My Year In A Single Photograph
December 2020
For the last month I’ve known I needed to visit the Rose Garden in NW Portland. I felt called there, and I ignored it. In the coming weeks I’d rationalized why I hadn’t heeded the call saying I was busy— which is true. Yet, I knew if I didn’t follow through with this prompting I would regret it.
Early on a Saturday morning, I packed my camera bag, left my husband to tend to our children and went. Arriving at the garden, I argued internally with the parking meter. How much time would I need to discover what I was called there to see? Why was I even called here in the first place, December is hardly the month to see roses! The parking meter took my money and said nothing.
I wandered through the garden for nearly an hour. I was aimless, and yet delighted.

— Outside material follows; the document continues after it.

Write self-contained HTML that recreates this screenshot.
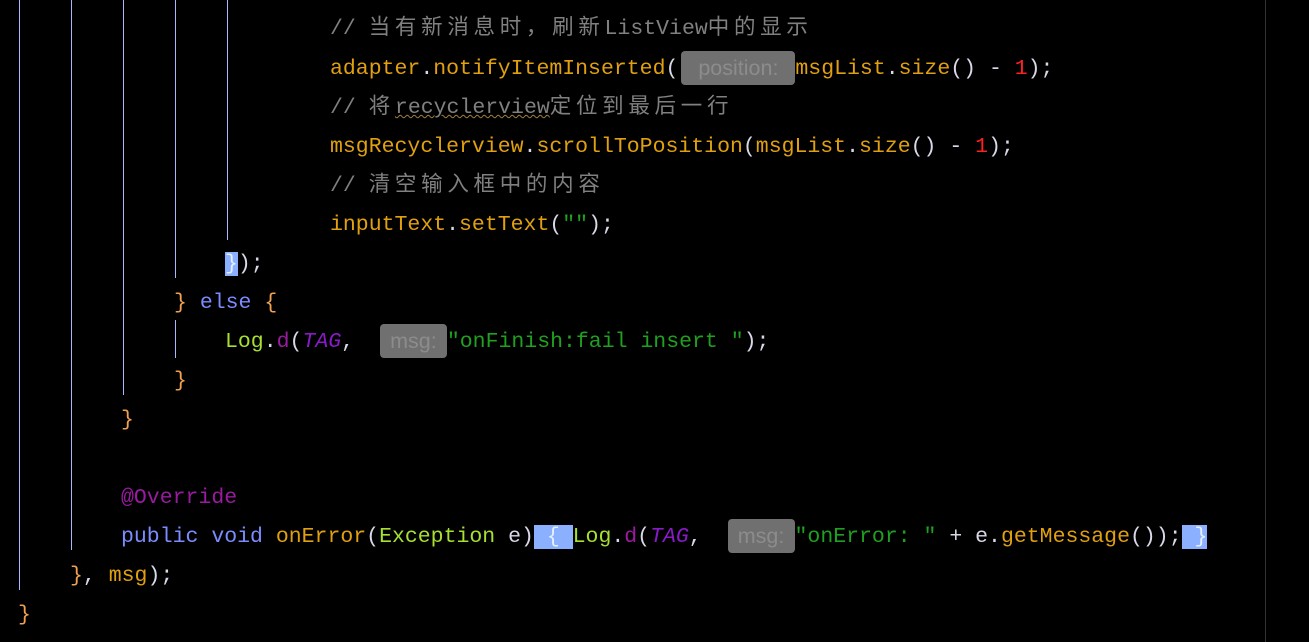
<!DOCTYPE html>
<html><head><meta charset="utf-8"><style>
body{margin:0;background:#000;width:1309px;height:642px;overflow:hidden;position:relative;font-family:"Liberation Mono","Noto Sans CJK SC",monospace;font-size:21.5px;color:#d8d8e8}
.l{position:absolute;height:39px;line-height:39px;white-space:pre}
.g{position:absolute;width:1px;background:#a8b8ff}
.c{color:#808080}.o{color:#e0a010}.k{color:#7a8cff}.gr{color:#a8e030}.p{color:#9a1aa0}.t{color:#8a1ac8;font-style:italic}.s{color:#20a020}.b{color:#f0a050}.n{color:#ff2020}.w{color:#e8e8f0}
.cj{letter-spacing:4.7px}
.h{display:inline-block;background:#707070;color:#8c8c8c;border-radius:4px;font-family:"Liberation Sans",sans-serif;height:34px;line-height:34px;text-align:center;vertical-align:middle}
.hl{background:#8ab0ff;color:#e8f0ff}
.u{text-decoration:underline wavy #a08040;text-decoration-thickness:1px}
</style></head><body>
<div class="g" style="left:19px;top:0;height:590px"></div>
<div class="g" style="left:71px;top:0;height:550px"></div>
<div class="g" style="left:123px;top:0;height:395px"></div>
<div class="g" style="left:175px;top:0;height:278px"></div>
<div class="g" style="left:175px;top:320px;height:38px"></div>
<div class="g" style="left:227px;top:0;height:240px"></div>
<div style="position:absolute;left:1265px;top:0;width:1px;height:642px;background:#333"></div>

<div class="l c" style="left:330px;top:10px">// <span class="cj">当有新消息时，刷新</span>ListView<span class="cj">中的显示</span></div>
<div class="l" style="left:330px;top:50px"><span class="o">adapter</span>.<span class="o">notifyItemInserted</span>(<span class="h" style="width:114px;margin-left:3px">position:</span><span class="o">msgList</span>.<span class="o">size</span>() - <span class="n">1</span>);</div>
<div class="l c" style="left:330px;top:89px">// <span class="cj">将</span><span class="u">recyclerview</span><span class="cj">定位到最后一行</span></div>
<div class="l" style="left:330px;top:128px"><span class="o">msgRecyclerview</span>.<span class="o">scrollToPosition</span>(<span class="o">msgList</span>.<span class="o">size</span>() - <span class="n">1</span>);</div>
<div class="l c" style="left:330px;top:167px">// <span class="cj">清空输入框中的内容</span></div>
<div class="l" style="left:330px;top:206px"><span class="o">inputText</span>.<span class="o">setText</span>(<span class="s">""</span>);</div>
<div class="l" style="left:225px;top:245px"><span class="hl">}</span>);</div>
<div class="l" style="left:174px;top:284px"><span class="b">}</span> <span class="k">else</span> <span class="b">{</span></div>
<div class="l" style="left:225px;top:323px"><span class="gr">Log</span>.<span class="p">d</span>(<span class="t">TAG</span>,  <span class="h" style="width:67px">msg:</span><span class="s">"onFinish:fail insert "</span>);</div>
<div class="l b" style="left:174px;top:362px">}</div>
<div class="l b" style="left:121px;top:401px">}</div>
<div class="l p" style="left:121px;top:479px">@Override</div>
<div class="l" style="left:121px;top:518px"><span class="k">public void</span> <span class="o">onError</span>(<span class="gr">Exception</span> e)<span class="hl"> { </span><span class="gr">Log</span>.<span class="p">d</span>(<span class="t">TAG</span>,  <span class="h" style="width:67px">msg:</span><span class="s">"onError: "</span> + e.<span class="o">getMessage</span>());<span class="hl"> }</span></div>
<div class="l" style="left:70px;top:557px"><span class="b">}</span>, <span class="o">msg</span>);</div>
<div class="l b" style="left:18px;top:596px">}</div>
</body></html>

With the rose bushes pruned low for the season it was easy to see the entire garden and spot the flecks of color where roses were, in fact, blooming.
The cold was biting and my fingers were numb as I operated my camera. I eased seamlessly into each lighting environment, my memory alert to the settings needed to embrace the light. F8 1/160 ISO 200 for the rose by the gardeners shed. F 5.6 1/160 ISO 800 for the deep red blooms by the stone wall. The photographs I made were unoriginal, but I made them anyway. I snaked between the rows, bouncing from each little bloom I spied, and that’s when I felt it.
A burning in my chest and water springing to my eyes. Beneath my muddy boots and wrapped in mulch and brittle fallen leaves was a rose bush. Fallen over, lowly and trampled down from the heavy rain, it was tragically forgotten. Despite the December cold, it was blooming.
In an instant I knew why I was called to the garden. A quote by Fyodor Dostoevsky came to my mind, “Beauty will save the world.” This bush was a symbol of my year and I needed to make a photograph of it.